WHAT IS BEING ASKED -
Return each line of the data below exactly, omitting any pictures.

COLLECTED MATERIAL -
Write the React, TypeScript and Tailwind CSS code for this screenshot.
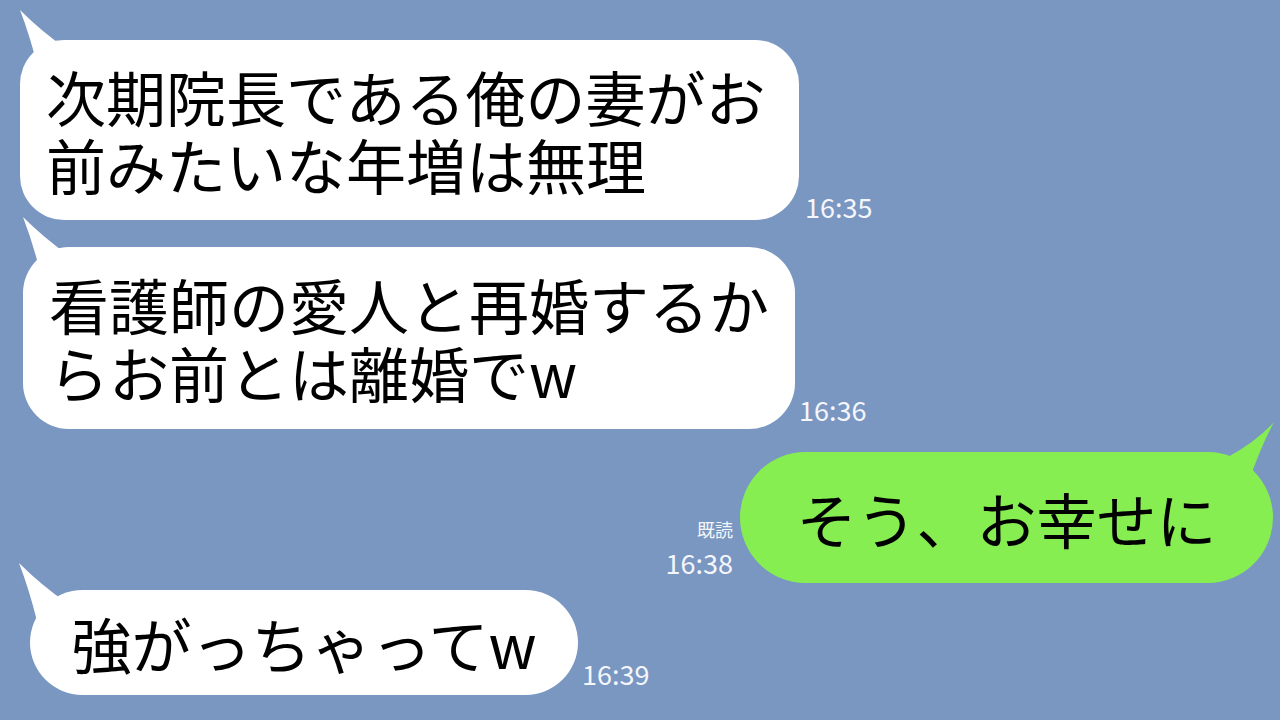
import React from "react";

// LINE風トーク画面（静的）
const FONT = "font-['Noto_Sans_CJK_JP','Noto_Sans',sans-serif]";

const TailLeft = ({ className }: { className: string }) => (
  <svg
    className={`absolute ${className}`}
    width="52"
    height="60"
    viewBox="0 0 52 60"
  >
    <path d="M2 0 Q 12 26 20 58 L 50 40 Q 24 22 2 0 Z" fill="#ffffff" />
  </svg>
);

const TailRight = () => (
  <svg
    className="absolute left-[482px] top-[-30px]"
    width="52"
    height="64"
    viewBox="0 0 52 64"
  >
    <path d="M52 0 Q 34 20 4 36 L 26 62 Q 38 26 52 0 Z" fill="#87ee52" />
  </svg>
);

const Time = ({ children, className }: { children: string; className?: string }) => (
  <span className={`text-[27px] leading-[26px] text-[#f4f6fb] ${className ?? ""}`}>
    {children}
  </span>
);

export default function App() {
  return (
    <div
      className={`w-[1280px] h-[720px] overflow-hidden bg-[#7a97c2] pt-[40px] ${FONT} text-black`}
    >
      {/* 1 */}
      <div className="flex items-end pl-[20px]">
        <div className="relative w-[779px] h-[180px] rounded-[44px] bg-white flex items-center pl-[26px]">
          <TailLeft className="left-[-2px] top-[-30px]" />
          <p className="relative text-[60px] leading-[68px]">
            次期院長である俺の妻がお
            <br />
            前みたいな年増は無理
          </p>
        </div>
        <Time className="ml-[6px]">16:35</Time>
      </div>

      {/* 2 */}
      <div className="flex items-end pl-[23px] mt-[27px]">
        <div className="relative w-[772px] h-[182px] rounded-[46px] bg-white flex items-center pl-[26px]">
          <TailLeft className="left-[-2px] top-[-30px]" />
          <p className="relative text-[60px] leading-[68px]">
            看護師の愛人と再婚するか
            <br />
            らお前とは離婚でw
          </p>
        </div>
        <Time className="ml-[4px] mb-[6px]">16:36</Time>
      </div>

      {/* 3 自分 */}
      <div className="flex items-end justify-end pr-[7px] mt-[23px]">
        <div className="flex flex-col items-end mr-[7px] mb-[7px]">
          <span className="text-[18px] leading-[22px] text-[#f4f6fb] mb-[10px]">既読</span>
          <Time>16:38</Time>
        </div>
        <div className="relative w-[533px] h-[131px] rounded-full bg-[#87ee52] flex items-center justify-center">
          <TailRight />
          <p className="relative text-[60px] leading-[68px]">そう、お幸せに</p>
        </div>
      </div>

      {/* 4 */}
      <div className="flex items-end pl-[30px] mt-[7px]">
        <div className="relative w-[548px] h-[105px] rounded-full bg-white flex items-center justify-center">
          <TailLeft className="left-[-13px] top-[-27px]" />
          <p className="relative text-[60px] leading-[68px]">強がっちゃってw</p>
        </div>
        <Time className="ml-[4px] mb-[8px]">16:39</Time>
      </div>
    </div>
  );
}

EXERCISE RESULT -
Write the React, TypeScript and Tailwind CSS code for this screenshot.
import React from "react";

// LINE風トーク画面（静的）
const FONT = "font-['Noto_Sans_CJK_JP','Noto_Sans',sans-serif]";

const TailLeft = ({ className }: { className: string }) => (
  <svg
    className={`absolute ${className}`}
    width="52"
    height="60"
    viewBox="0 0 52 60"
  >
    <path d="M2 0 Q 12 26 20 58 L 50 40 Q 24 22 2 0 Z" fill="#ffffff" />
  </svg>
);

const TailRight = () => (
  <svg
    className="absolute left-[482px] top-[-30px]"
    width="52"
    height="64"
    viewBox="0 0 52 64"
  >
    <path d="M52 0 Q 34 20 4 36 L 26 62 Q 38 26 52 0 Z" fill="#87ee52" />
  </svg>
);

const Time = ({ children, className }: { children: string; className?: string }) => (
  <span className={`text-[27px] leading-[26px] text-[#f4f6fb] ${className ?? ""}`}>
    {children}
  </span>
);

export default function App() {
  return (
    <div
      className={`w-[1280px] h-[720px] overflow-hidden bg-[#7a97c2] pt-[40px] ${FONT} text-black`}
    >
      {/* 1 */}
      <div className="flex items-end pl-[20px]">
        <div className="relative w-[779px] h-[180px] rounded-[44px] bg-white flex items-center pl-[26px]">
          <TailLeft className="left-[-2px] top-[-30px]" />
          <p className="relative text-[60px] leading-[68px]">
            次期院長である俺の妻がお
            <br />
            前みたいな年増は無理
          </p>
        </div>
        <Time className="ml-[6px]">16:35</Time>
      </div>

      {/* 2 */}
      <div className="flex items-end pl-[23px] mt-[27px]">
        <div className="relative w-[772px] h-[182px] rounded-[46px] bg-white flex items-center pl-[26px]">
          <TailLeft className="left-[-2px] top-[-30px]" />
          <p className="relative text-[60px] leading-[68px]">
            看護師の愛人と再婚するか
            <br />
            らお前とは離婚でw
          </p>
        </div>
        <Time className="ml-[4px] mb-[6px]">16:36</Time>
      </div>

      {/* 3 自分 */}
      <div className="flex items-end justify-end pr-[7px] mt-[23px]">
        <div className="flex flex-col items-end mr-[7px] mb-[7px]">
          <span className="text-[18px] leading-[22px] text-[#f4f6fb] mb-[10px]">既読</span>
          <Time>16:38</Time>
        </div>
        <div className="relative w-[533px] h-[131px] rounded-full bg-[#87ee52] flex items-center justify-center">
          <TailRight />
          <p className="relative text-[60px] leading-[68px]">そう、お幸せに</p>
        </div>
      </div>

      {/* 4 */}
      <div className="flex items-end pl-[30px] mt-[7px]">
        <div className="relative w-[548px] h-[105px] rounded-full bg-white flex items-center justify-center">
          <TailLeft className="left-[-13px] top-[-27px]" />
          <p className="relative text-[60px] leading-[68px]">強がっちゃってw</p>
        </div>
        <Time className="ml-[4px] mb-[8px]">16:39</Time>
      </div>
    </div>
  );
}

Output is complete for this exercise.